** What is asked **
Reproduce the listing exactly and skip over any pictures.

□ □ □ □ □ □ □

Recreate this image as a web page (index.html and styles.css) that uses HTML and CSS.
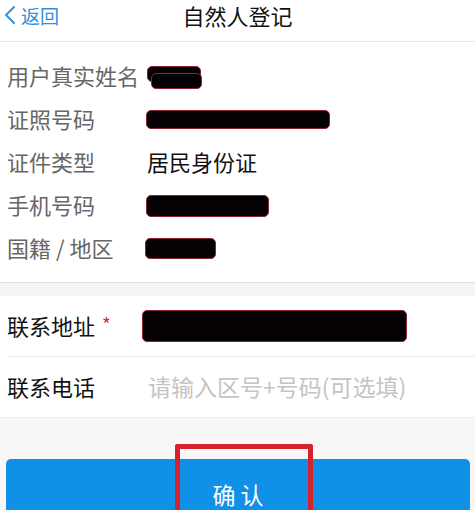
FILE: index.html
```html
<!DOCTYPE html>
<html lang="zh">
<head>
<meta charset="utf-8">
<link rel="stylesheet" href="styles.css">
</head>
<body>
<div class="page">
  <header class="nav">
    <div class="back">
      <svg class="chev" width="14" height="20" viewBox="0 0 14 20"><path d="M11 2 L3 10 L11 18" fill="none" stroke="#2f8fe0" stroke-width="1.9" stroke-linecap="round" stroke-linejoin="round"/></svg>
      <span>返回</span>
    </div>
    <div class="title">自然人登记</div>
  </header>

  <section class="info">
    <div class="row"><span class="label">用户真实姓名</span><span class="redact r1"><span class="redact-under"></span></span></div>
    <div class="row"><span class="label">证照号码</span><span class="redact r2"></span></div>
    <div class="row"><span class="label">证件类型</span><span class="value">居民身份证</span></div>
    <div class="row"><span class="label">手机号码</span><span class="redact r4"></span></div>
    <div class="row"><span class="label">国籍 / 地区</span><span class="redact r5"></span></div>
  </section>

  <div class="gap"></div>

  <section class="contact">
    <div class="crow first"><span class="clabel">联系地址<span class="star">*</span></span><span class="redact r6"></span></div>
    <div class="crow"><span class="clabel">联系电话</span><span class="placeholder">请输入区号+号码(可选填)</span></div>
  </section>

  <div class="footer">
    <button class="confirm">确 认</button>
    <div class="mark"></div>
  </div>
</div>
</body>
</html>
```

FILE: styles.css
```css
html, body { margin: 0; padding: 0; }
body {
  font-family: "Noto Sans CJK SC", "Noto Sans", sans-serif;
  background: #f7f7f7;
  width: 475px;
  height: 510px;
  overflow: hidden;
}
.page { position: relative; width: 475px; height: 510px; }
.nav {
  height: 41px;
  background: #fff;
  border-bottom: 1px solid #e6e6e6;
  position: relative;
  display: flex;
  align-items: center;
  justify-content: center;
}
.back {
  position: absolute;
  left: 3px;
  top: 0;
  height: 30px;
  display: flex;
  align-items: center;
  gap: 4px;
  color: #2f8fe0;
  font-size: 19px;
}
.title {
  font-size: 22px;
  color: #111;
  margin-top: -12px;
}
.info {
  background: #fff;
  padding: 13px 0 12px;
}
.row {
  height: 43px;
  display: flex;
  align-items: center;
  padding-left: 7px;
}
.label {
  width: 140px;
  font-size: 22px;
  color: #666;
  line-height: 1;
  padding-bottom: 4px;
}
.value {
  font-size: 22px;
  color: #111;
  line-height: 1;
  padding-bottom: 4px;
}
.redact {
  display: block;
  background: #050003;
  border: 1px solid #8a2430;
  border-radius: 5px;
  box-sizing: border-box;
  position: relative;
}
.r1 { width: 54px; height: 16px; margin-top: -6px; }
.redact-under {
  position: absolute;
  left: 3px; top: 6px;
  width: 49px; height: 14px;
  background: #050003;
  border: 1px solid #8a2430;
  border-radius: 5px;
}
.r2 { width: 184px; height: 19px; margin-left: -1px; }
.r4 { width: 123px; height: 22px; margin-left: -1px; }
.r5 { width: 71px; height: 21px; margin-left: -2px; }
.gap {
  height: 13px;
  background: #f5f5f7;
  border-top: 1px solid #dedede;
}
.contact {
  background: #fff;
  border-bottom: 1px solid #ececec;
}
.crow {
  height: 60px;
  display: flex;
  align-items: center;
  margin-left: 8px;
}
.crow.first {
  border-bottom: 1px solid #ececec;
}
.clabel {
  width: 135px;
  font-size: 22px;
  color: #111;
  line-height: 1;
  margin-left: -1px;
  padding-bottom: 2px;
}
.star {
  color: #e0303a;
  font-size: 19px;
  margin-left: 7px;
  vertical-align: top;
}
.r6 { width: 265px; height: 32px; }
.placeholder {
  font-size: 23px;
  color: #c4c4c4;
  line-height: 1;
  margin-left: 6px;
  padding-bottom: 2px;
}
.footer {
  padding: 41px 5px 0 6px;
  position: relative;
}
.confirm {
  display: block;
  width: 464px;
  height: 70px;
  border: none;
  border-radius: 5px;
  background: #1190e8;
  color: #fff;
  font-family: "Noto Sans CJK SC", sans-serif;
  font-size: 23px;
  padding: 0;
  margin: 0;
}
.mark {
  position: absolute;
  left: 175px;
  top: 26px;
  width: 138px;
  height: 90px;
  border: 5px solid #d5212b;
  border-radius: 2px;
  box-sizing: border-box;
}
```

□ □ □ □ □ □ □

** Output of the exercise **
Recreate this image as a web page (index.html and styles.css) that uses HTML and CSS.
FILE: index.html
```html
<!DOCTYPE html>
<html lang="zh">
<head>
<meta charset="utf-8">
<link rel="stylesheet" href="styles.css">
</head>
<body>
<div class="page">
  <header class="nav">
    <div class="back">
      <svg class="chev" width="14" height="20" viewBox="0 0 14 20"><path d="M11 2 L3 10 L11 18" fill="none" stroke="#2f8fe0" stroke-width="1.9" stroke-linecap="round" stroke-linejoin="round"/></svg>
      <span>返回</span>
    </div>
    <div class="title">自然人登记</div>
  </header>

  <section class="info">
    <div class="row"><span class="label">用户真实姓名</span><span class="redact r1"><span class="redact-under"></span></span></div>
    <div class="row"><span class="label">证照号码</span><span class="redact r2"></span></div>
    <div class="row"><span class="label">证件类型</span><span class="value">居民身份证</span></div>
    <div class="row"><span class="label">手机号码</span><span class="redact r4"></span></div>
    <div class="row"><span class="label">国籍 / 地区</span><span class="redact r5"></span></div>
  </section>

  <div class="gap"></div>

  <section class="contact">
    <div class="crow first"><span class="clabel">联系地址<span class="star">*</span></span><span class="redact r6"></span></div>
    <div class="crow"><span class="clabel">联系电话</span><span class="placeholder">请输入区号+号码(可选填)</span></div>
  </section>

  <div class="footer">
    <button class="confirm">确 认</button>
    <div class="mark"></div>
  </div>
</div>
</body>
</html>
```

FILE: styles.css
```css
html, body { margin: 0; padding: 0; }
body {
  font-family: "Noto Sans CJK SC", "Noto Sans", sans-serif;
  background: #f7f7f7;
  width: 475px;
  height: 510px;
  overflow: hidden;
}
.page { position: relative; width: 475px; height: 510px; }
.nav {
  height: 41px;
  background: #fff;
  border-bottom: 1px solid #e6e6e6;
  position: relative;
  display: flex;
  align-items: center;
  justify-content: center;
}
.back {
  position: absolute;
  left: 3px;
  top: 0;
  height: 30px;
  display: flex;
  align-items: center;
  gap: 4px;
  color: #2f8fe0;
  font-size: 19px;
}
.title {
  font-size: 22px;
  color: #111;
  margin-top: -12px;
}
.info {
  background: #fff;
  padding: 13px 0 12px;
}
.row {
  height: 43px;
  display: flex;
  align-items: center;
  padding-left: 7px;
}
.label {
  width: 140px;
  font-size: 22px;
  color: #666;
  line-height: 1;
  padding-bottom: 4px;
}
.value {
  font-size: 22px;
  color: #111;
  line-height: 1;
  padding-bottom: 4px;
}
.redact {
  display: block;
  background: #050003;
  border: 1px solid #8a2430;
  border-radius: 5px;
  box-sizing: border-box;
  position: relative;
}
.r1 { width: 54px; height: 16px; margin-top: -6px; }
.redact-under {
  position: absolute;
  left: 3px; top: 6px;
  width: 49px; height: 14px;
  background: #050003;
  border: 1px solid #8a2430;
  border-radius: 5px;
}
.r2 { width: 184px; height: 19px; margin-left: -1px; }
.r4 { width: 123px; height: 22px; margin-left: -1px; }
.r5 { width: 71px; height: 21px; margin-left: -2px; }
.gap {
  height: 13px;
  background: #f5f5f7;
  border-top: 1px solid #dedede;
}
.contact {
  background: #fff;
  border-bottom: 1px solid #ececec;
}
.crow {
  height: 60px;
  display: flex;
  align-items: center;
  margin-left: 8px;
}
.crow.first {
  border-bottom: 1px solid #ececec;
}
.clabel {
  width: 135px;
  font-size: 22px;
  color: #111;
  line-height: 1;
  margin-left: -1px;
  padding-bottom: 2px;
}
.star {
  color: #e0303a;
  font-size: 19px;
  margin-left: 7px;
  vertical-align: top;
}
.r6 { width: 265px; height: 32px; }
.placeholder {
  font-size: 23px;
  color: #c4c4c4;
  line-height: 1;
  margin-left: 6px;
  padding-bottom: 2px;
}
.footer {
  padding: 41px 5px 0 6px;
  position: relative;
}
.confirm {
  display: block;
  width: 464px;
  height: 70px;
  border: none;
  border-radius: 5px;
  background: #1190e8;
  color: #fff;
  font-family: "Noto Sans CJK SC", sans-serif;
  font-size: 23px;
  padding: 0;
  margin: 0;
}
.mark {
  position: absolute;
  left: 175px;
  top: 26px;
  width: 138px;
  height: 90px;
  border: 5px solid #d5212b;
  border-radius: 2px;
  box-sizing: border-box;
}
```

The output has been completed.